• _GOAL_
Select each line where the word "styles" appears.

• _SOURCE EXCERPT_
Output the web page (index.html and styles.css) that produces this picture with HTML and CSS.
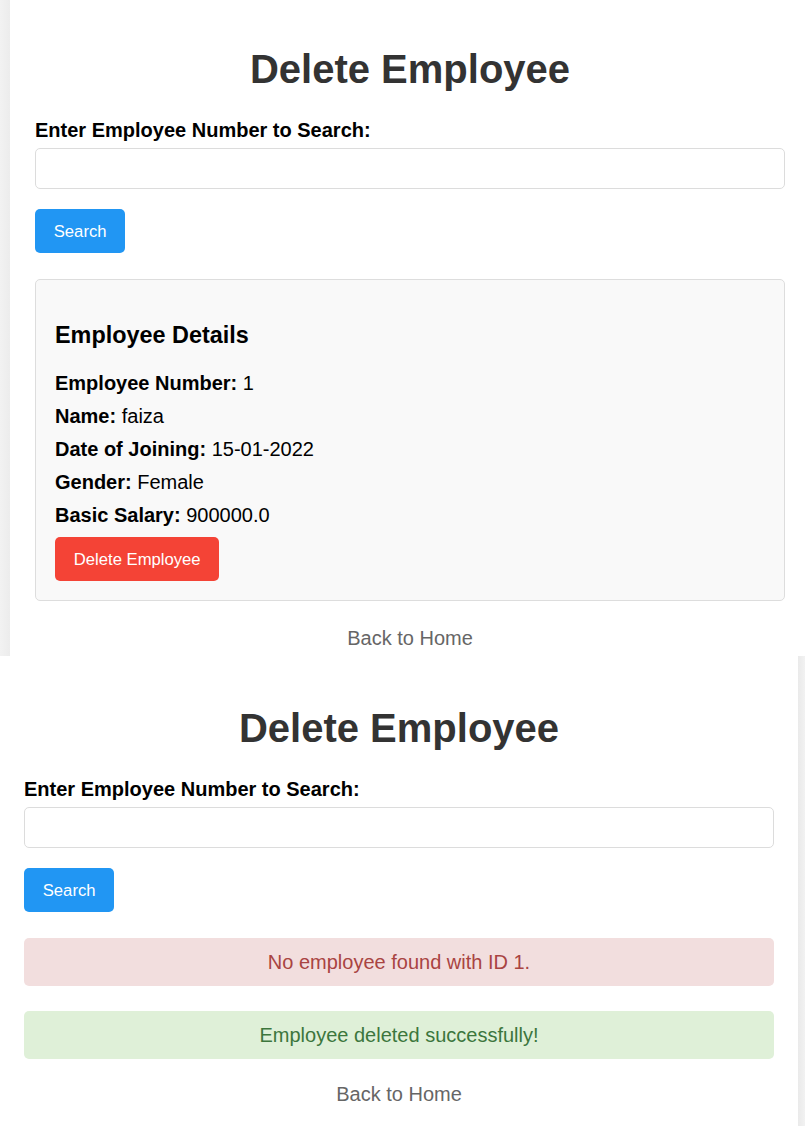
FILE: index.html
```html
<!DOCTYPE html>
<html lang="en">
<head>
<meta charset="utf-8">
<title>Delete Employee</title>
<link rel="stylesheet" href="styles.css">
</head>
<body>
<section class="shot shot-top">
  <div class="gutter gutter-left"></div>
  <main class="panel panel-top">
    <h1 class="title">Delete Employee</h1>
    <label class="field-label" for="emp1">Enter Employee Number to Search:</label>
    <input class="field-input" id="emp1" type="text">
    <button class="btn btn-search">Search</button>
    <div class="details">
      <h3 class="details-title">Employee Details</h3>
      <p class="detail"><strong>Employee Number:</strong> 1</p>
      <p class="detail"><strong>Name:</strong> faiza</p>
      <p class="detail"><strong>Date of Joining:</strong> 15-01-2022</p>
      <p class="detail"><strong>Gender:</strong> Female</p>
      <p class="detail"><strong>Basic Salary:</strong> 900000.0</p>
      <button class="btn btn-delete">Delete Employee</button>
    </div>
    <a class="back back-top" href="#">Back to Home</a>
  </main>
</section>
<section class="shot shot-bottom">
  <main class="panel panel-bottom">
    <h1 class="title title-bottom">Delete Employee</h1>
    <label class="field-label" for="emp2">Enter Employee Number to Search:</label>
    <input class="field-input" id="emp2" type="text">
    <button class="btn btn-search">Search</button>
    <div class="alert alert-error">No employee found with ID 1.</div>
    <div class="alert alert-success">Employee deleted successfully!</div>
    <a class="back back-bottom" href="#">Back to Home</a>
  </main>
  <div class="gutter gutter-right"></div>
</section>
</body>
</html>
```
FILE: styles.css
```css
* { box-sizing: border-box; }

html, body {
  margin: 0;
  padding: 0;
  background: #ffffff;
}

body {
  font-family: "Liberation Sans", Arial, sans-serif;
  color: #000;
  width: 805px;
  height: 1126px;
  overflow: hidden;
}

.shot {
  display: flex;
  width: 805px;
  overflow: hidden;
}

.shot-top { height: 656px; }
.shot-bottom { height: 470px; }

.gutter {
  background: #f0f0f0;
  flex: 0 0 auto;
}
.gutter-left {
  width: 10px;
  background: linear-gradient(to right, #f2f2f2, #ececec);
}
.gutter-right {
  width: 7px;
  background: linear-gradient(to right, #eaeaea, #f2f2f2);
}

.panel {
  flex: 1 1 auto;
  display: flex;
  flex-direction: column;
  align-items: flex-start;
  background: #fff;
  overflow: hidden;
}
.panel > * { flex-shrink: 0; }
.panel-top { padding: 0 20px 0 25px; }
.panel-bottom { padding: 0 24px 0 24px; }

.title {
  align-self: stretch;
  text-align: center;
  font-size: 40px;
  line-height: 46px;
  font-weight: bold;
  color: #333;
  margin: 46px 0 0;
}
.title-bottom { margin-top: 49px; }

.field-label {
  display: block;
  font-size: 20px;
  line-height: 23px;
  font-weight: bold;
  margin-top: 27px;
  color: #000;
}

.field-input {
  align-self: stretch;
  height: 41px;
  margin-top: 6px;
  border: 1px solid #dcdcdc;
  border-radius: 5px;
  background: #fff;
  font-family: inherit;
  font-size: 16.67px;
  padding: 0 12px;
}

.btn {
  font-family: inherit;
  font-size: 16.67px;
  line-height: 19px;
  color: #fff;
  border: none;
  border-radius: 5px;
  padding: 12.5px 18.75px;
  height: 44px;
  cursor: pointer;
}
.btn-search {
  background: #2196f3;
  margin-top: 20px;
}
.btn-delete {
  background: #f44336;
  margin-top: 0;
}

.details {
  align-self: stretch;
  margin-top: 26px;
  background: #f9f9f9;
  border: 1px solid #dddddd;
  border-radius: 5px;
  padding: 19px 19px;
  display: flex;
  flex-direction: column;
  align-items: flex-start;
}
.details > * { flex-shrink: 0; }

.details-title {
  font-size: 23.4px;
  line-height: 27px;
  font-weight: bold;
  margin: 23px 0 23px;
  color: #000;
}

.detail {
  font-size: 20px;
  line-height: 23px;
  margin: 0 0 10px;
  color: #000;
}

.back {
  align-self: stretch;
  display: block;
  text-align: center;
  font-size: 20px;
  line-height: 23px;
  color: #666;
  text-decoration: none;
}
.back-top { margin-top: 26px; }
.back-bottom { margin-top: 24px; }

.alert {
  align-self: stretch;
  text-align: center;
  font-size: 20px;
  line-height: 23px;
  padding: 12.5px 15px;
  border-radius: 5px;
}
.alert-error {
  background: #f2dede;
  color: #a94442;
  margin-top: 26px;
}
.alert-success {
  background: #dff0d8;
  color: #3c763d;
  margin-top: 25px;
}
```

• _FINISHED TASK_
Output the web page (index.html and styles.css) that produces this picture with HTML and CSS.
<link rel="stylesheet" href="styles.css">
FILE: styles.css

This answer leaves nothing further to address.